### Written task
From the entries below, copy out every line with "this" in it.

### Dataset extract
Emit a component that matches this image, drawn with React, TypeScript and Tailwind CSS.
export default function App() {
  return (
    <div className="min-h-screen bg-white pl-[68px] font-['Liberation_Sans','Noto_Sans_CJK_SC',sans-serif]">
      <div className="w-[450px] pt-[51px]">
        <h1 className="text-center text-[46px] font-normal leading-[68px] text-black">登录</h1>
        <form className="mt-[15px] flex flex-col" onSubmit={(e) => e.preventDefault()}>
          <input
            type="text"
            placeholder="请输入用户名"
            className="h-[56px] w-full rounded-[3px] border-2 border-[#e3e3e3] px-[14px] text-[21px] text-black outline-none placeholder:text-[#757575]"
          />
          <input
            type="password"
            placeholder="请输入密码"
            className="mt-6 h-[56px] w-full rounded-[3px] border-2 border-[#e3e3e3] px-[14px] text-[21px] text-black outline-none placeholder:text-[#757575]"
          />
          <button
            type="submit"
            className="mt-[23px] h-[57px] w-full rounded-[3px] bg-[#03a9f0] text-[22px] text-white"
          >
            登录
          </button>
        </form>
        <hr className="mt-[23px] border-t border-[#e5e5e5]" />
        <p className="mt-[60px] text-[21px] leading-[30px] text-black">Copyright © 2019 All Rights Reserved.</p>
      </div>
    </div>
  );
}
* * *
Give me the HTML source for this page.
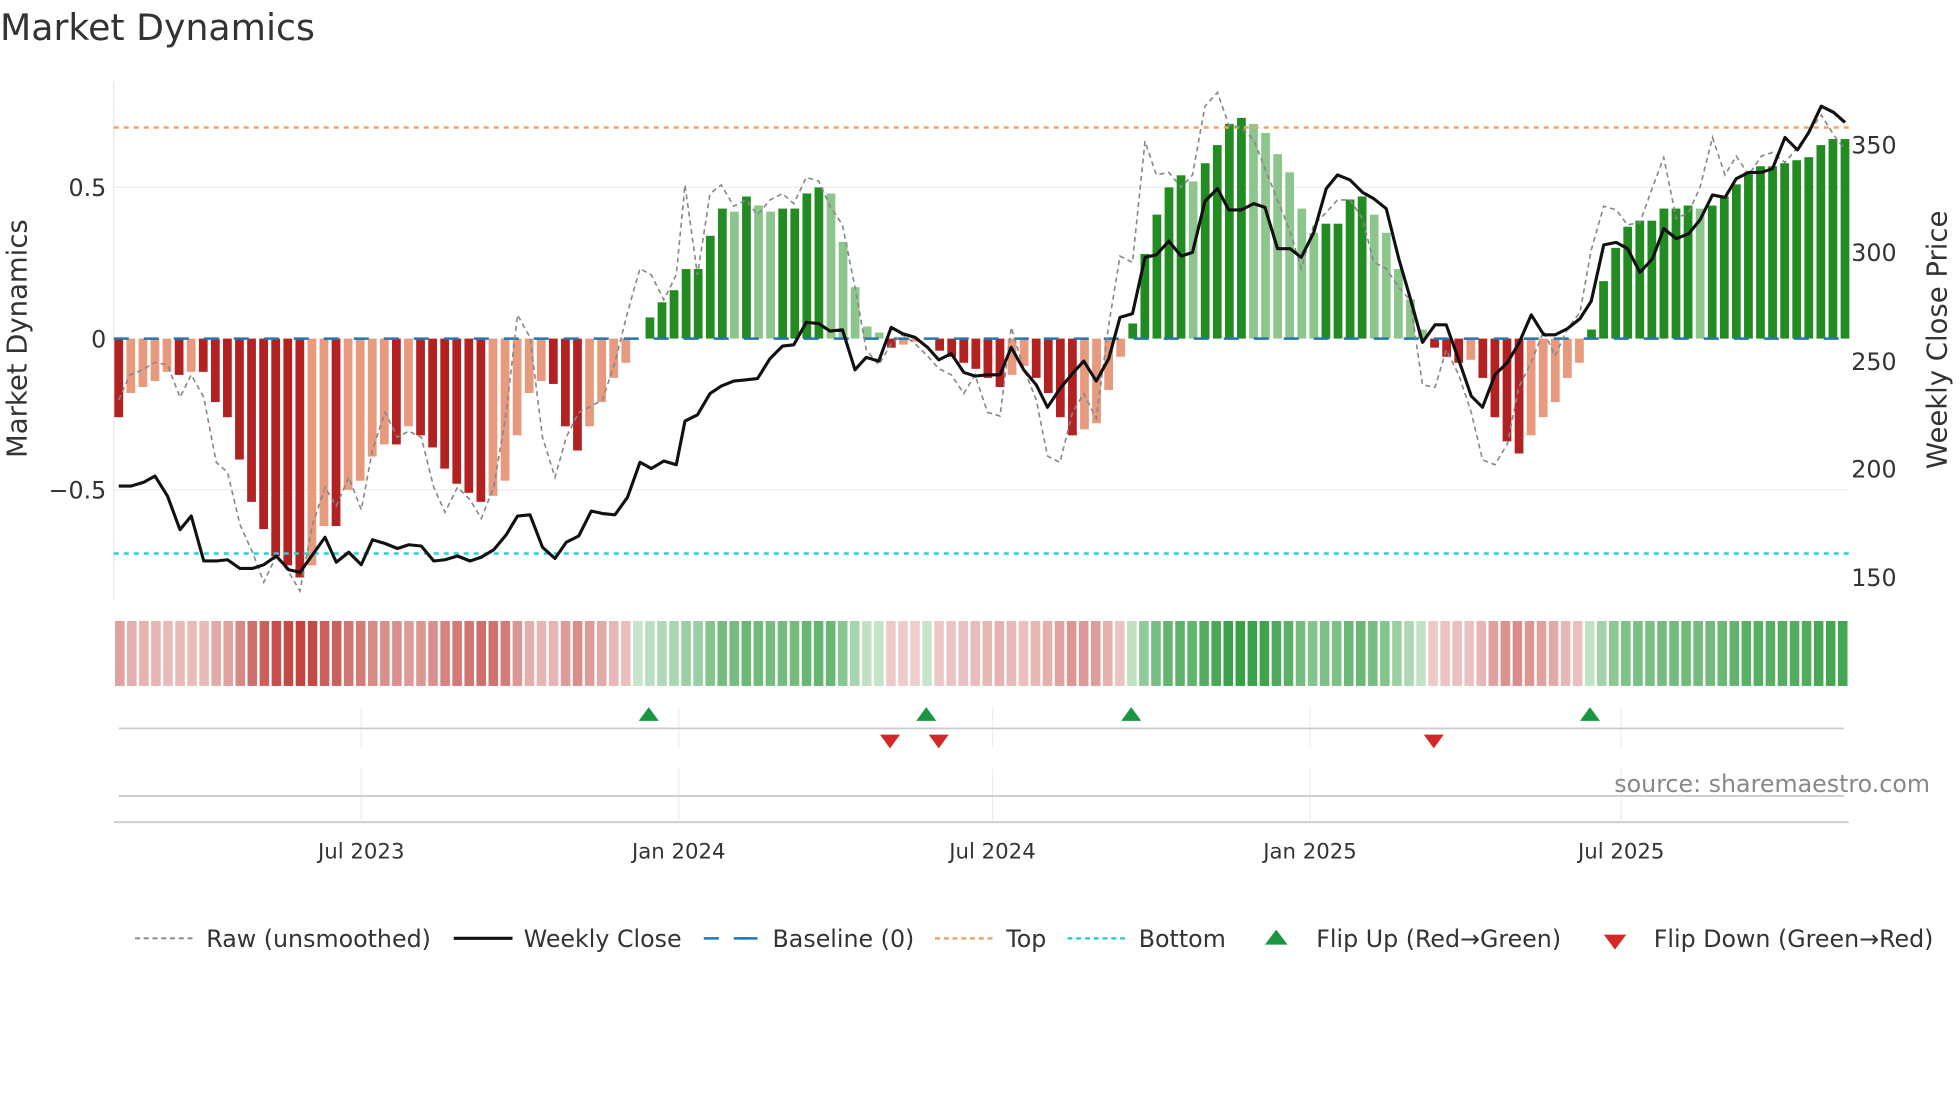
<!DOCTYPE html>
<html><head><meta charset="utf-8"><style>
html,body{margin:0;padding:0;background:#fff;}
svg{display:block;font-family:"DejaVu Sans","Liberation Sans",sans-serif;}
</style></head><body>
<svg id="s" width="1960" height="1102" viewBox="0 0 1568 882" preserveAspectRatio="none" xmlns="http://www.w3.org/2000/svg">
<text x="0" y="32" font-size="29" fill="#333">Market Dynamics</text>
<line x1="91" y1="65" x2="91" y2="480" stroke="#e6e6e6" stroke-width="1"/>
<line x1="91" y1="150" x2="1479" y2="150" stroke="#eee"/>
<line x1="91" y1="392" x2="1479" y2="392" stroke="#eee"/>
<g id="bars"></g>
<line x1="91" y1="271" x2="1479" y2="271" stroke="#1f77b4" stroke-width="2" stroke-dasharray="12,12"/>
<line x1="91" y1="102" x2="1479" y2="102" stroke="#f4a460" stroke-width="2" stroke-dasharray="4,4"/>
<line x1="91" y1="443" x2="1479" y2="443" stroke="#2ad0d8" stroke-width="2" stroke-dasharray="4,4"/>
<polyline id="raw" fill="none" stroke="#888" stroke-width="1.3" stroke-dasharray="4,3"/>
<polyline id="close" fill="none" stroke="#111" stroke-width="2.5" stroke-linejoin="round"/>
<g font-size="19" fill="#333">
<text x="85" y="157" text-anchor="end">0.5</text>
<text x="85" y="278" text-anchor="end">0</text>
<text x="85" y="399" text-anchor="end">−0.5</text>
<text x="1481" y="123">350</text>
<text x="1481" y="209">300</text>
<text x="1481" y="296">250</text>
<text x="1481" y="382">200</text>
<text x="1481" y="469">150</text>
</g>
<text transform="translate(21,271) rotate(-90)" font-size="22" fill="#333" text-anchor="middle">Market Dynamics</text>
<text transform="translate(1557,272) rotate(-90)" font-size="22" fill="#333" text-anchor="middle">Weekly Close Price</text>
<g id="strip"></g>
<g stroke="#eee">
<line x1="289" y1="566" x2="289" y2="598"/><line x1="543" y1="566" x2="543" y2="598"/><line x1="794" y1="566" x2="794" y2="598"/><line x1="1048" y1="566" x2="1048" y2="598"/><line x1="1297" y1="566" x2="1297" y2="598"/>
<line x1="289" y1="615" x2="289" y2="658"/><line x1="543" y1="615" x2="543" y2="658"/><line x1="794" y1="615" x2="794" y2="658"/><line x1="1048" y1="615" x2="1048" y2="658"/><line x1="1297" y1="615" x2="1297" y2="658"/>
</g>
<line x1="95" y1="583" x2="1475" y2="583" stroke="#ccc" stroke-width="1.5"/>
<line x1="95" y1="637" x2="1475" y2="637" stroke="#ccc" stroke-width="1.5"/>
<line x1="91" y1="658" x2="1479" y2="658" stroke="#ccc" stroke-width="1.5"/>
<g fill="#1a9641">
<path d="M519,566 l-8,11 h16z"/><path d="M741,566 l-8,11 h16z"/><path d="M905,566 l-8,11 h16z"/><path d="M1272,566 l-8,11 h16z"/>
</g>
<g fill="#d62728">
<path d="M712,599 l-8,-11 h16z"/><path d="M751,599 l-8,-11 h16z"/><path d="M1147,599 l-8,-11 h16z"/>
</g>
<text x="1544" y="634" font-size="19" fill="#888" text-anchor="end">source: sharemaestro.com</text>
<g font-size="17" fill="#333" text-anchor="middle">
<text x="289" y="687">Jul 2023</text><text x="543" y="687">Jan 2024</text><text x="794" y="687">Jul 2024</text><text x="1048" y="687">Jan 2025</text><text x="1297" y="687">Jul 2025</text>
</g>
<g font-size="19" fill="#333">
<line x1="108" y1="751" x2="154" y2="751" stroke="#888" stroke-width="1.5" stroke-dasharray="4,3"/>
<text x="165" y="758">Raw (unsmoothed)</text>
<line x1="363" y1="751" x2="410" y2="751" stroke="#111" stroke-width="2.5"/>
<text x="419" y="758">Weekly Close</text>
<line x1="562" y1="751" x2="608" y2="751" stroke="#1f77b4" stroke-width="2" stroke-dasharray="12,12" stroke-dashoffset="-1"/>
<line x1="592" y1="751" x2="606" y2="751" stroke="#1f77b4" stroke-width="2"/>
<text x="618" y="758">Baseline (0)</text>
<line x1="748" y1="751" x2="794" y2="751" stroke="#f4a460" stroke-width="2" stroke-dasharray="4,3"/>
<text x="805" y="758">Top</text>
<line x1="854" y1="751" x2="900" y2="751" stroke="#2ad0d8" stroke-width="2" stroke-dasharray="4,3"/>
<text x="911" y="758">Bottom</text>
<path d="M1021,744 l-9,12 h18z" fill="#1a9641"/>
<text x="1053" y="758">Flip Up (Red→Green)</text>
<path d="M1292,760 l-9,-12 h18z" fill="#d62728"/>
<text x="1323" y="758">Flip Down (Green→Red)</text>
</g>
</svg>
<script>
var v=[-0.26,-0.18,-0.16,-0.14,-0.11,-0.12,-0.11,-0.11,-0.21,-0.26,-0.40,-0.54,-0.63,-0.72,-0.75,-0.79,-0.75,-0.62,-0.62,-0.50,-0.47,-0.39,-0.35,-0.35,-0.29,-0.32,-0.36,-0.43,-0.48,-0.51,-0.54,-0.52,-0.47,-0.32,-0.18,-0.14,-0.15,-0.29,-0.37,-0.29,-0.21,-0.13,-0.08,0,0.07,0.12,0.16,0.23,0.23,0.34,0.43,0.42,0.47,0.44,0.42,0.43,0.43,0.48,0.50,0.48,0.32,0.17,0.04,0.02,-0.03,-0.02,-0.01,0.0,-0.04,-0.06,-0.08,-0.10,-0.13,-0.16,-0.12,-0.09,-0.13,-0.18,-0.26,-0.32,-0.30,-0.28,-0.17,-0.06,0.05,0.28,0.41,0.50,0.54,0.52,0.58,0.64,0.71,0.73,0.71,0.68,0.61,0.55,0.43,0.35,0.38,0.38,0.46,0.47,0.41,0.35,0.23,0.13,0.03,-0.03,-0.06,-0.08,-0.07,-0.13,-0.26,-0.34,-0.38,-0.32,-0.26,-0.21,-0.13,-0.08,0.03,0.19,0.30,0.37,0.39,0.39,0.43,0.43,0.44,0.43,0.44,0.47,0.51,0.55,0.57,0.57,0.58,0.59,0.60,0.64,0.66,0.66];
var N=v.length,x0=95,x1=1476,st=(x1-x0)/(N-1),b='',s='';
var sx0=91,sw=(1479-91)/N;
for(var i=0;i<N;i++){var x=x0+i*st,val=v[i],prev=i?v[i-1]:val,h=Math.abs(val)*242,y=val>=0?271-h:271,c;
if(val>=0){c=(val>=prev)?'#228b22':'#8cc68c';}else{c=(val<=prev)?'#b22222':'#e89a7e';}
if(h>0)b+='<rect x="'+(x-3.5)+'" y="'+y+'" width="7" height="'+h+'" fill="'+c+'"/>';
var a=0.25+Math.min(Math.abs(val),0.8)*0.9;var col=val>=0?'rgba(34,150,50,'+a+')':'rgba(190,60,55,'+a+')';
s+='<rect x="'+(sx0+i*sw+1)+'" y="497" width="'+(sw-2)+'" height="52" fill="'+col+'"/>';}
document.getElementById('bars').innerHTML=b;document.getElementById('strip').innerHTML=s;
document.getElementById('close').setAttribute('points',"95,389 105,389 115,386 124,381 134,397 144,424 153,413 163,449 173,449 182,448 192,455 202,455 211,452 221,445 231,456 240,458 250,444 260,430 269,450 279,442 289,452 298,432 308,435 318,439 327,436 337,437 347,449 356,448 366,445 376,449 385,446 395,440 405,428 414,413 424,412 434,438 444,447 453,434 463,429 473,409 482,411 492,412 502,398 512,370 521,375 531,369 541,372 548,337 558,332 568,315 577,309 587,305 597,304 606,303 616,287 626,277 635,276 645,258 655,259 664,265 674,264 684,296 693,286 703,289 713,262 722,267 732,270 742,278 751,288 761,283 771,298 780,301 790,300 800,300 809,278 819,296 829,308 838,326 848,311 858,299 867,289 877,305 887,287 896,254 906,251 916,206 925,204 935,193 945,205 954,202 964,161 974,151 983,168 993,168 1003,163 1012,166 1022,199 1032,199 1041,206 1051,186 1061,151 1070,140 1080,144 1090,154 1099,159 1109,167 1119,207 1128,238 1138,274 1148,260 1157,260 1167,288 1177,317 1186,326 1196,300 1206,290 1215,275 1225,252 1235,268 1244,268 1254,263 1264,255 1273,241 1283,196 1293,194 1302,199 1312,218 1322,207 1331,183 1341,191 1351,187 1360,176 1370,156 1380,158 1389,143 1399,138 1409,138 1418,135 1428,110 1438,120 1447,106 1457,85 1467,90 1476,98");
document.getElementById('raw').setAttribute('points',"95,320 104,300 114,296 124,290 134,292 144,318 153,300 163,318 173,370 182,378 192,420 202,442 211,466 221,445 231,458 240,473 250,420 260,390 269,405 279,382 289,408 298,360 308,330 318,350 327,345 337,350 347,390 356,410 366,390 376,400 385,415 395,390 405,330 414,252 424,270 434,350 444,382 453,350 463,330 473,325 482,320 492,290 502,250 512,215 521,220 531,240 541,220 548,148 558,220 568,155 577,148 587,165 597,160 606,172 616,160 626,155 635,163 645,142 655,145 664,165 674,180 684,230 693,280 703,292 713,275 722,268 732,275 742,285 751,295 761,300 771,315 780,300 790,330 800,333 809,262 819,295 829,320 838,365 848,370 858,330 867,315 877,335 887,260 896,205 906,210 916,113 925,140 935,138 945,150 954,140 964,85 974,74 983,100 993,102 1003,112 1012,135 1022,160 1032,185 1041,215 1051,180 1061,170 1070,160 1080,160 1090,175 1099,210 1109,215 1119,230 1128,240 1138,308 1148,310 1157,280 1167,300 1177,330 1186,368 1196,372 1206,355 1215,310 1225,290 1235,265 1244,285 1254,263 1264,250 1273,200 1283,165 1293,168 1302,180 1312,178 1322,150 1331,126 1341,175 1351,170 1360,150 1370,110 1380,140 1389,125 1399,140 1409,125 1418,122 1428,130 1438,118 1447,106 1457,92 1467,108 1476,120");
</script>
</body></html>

### The output
Emit a component that matches this image, drawn with React, TypeScript and Tailwind CSS.
Give me the HTML source for this page.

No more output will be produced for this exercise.